Spectral Norm $||\cdot||_{2 \to 2}$: A unit-length matrix under this norm is a matrix whose singular values are all 1. And we can show that the unit-length matrix $T$ that maximizes the Frobenius inner product with the gradient $\nabla L(W_l)$ is the matrix whose singular vectors are also the singular vectors of $\nabla L(W_l)$. We will prove this more rigorously in the next section.
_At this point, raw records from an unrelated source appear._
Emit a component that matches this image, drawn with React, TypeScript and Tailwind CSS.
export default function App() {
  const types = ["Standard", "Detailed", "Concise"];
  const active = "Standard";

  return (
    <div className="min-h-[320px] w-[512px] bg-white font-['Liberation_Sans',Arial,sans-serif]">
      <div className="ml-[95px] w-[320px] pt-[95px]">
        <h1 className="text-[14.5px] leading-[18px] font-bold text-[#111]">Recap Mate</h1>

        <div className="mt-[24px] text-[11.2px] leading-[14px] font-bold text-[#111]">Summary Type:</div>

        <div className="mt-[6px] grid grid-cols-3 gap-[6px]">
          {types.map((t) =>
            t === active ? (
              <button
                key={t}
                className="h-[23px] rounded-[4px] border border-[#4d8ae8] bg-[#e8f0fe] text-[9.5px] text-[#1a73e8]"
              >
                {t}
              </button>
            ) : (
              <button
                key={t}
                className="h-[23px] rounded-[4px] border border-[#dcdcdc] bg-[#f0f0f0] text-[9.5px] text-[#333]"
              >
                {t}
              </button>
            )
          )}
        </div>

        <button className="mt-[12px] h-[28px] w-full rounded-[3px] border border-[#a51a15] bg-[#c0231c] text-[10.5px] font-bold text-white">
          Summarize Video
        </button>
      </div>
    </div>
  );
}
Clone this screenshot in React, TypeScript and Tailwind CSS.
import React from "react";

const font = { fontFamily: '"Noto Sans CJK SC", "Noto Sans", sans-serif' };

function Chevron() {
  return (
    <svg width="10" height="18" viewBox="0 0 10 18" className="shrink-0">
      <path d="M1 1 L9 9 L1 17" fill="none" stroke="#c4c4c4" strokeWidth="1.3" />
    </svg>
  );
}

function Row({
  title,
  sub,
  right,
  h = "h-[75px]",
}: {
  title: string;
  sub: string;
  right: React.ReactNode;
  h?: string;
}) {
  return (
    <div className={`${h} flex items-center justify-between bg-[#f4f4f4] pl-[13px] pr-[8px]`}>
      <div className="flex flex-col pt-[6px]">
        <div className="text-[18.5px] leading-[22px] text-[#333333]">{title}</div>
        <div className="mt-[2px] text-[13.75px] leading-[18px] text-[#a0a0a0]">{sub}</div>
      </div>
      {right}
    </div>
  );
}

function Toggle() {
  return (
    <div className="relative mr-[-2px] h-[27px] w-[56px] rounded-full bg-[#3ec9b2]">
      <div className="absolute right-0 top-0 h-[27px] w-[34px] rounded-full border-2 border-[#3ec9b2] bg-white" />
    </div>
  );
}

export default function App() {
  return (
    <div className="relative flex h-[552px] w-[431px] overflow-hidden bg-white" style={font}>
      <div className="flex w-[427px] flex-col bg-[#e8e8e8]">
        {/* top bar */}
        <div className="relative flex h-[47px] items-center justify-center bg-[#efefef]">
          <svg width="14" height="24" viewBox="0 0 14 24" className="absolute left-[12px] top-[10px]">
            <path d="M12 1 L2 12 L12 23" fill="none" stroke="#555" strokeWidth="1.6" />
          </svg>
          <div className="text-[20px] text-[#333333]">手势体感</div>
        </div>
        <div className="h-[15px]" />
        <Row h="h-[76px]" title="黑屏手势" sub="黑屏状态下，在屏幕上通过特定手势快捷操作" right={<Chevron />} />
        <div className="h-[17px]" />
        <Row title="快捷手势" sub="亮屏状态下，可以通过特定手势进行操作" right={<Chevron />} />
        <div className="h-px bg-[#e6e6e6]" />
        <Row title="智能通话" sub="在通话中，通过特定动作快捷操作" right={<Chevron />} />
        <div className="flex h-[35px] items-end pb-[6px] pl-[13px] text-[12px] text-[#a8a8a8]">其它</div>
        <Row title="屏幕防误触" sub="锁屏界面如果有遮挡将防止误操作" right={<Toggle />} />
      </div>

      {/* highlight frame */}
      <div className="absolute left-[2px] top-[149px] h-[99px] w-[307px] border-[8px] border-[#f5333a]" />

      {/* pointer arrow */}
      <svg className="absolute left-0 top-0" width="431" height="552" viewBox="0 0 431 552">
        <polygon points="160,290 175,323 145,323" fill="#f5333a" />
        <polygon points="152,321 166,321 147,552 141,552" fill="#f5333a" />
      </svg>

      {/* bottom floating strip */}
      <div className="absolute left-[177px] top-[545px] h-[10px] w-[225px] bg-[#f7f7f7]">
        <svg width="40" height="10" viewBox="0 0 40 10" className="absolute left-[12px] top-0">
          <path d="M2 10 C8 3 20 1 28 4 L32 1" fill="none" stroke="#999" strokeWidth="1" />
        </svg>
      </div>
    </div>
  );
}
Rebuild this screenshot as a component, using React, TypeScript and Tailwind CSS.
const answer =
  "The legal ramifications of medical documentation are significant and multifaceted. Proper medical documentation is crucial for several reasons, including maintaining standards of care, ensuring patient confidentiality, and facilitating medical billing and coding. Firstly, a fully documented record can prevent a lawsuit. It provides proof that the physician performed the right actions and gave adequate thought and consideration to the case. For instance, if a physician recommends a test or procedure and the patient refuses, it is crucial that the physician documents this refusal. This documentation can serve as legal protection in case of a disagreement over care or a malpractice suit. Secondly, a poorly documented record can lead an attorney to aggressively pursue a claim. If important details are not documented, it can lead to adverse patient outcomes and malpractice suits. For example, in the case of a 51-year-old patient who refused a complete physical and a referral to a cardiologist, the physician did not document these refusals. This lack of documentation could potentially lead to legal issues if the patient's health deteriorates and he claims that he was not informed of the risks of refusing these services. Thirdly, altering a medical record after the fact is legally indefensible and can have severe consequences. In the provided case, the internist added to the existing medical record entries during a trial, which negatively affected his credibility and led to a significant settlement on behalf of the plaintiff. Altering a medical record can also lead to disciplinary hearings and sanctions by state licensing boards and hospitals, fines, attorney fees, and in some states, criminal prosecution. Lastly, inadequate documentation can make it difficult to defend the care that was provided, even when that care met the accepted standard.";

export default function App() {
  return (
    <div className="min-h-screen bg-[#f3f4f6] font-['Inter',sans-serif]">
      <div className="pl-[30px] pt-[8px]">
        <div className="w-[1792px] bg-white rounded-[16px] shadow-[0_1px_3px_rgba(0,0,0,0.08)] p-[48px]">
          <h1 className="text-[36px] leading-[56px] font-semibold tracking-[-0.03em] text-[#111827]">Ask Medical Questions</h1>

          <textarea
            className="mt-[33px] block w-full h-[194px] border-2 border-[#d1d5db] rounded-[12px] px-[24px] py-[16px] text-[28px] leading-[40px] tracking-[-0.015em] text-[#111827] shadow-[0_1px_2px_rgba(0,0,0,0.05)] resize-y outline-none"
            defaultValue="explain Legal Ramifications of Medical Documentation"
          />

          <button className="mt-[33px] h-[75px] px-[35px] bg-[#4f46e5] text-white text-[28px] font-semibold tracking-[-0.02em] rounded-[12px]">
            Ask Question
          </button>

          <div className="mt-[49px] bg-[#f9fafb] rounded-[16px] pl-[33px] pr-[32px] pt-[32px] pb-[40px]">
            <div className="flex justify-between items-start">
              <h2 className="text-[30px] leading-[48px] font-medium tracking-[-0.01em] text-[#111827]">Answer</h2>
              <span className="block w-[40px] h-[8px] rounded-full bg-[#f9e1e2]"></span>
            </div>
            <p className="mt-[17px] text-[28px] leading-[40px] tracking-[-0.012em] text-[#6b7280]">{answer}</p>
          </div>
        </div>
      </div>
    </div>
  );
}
But for now, the dualizer for the spectral norm is: $$\text{dualizer}_{||\cdot||_{2 \to 2}}(\nabla L(W_l)) = UV^T,$$ where $\nabla L(W_l) = U\Sigma V^T$ is the singular value decomposition of $\nabla L(W_l)$. Thus, the update rule for steepest descent under the spectral norm is: $$ \begin{align*} \Delta W_l^* &= -\frac{||\nabla L(W_l)||_{2 \to 2}^{\dagger}}{\lambda} UV^T\\ \Delta W_l^* &= -\frac{1}{\hat{\lambda}} UV^T \end{align*} $$ where $\hat{\lambda} = \frac{\lambda}{||\nabla L(W_l)||^{\dagger}_{2 \to 2}}$ which is just the update rule for Muon.
Steepest Descent Under Schatten-$p$ Norms
We can generalize the above to the Schatten-$p$ norms.
Schatten-$p$ Norms
Definition 1: Schatten-$p$ Norm. The Schatten-$p$ norm of a matrix $A$ is defined as: $$||A||_p = \left(\sum_{i=1}^{\min(m, n)} |\sigma_i(A)|^p\right)^{1/p},$$ where $\sigma_i(A)$ are the singular values of $A$.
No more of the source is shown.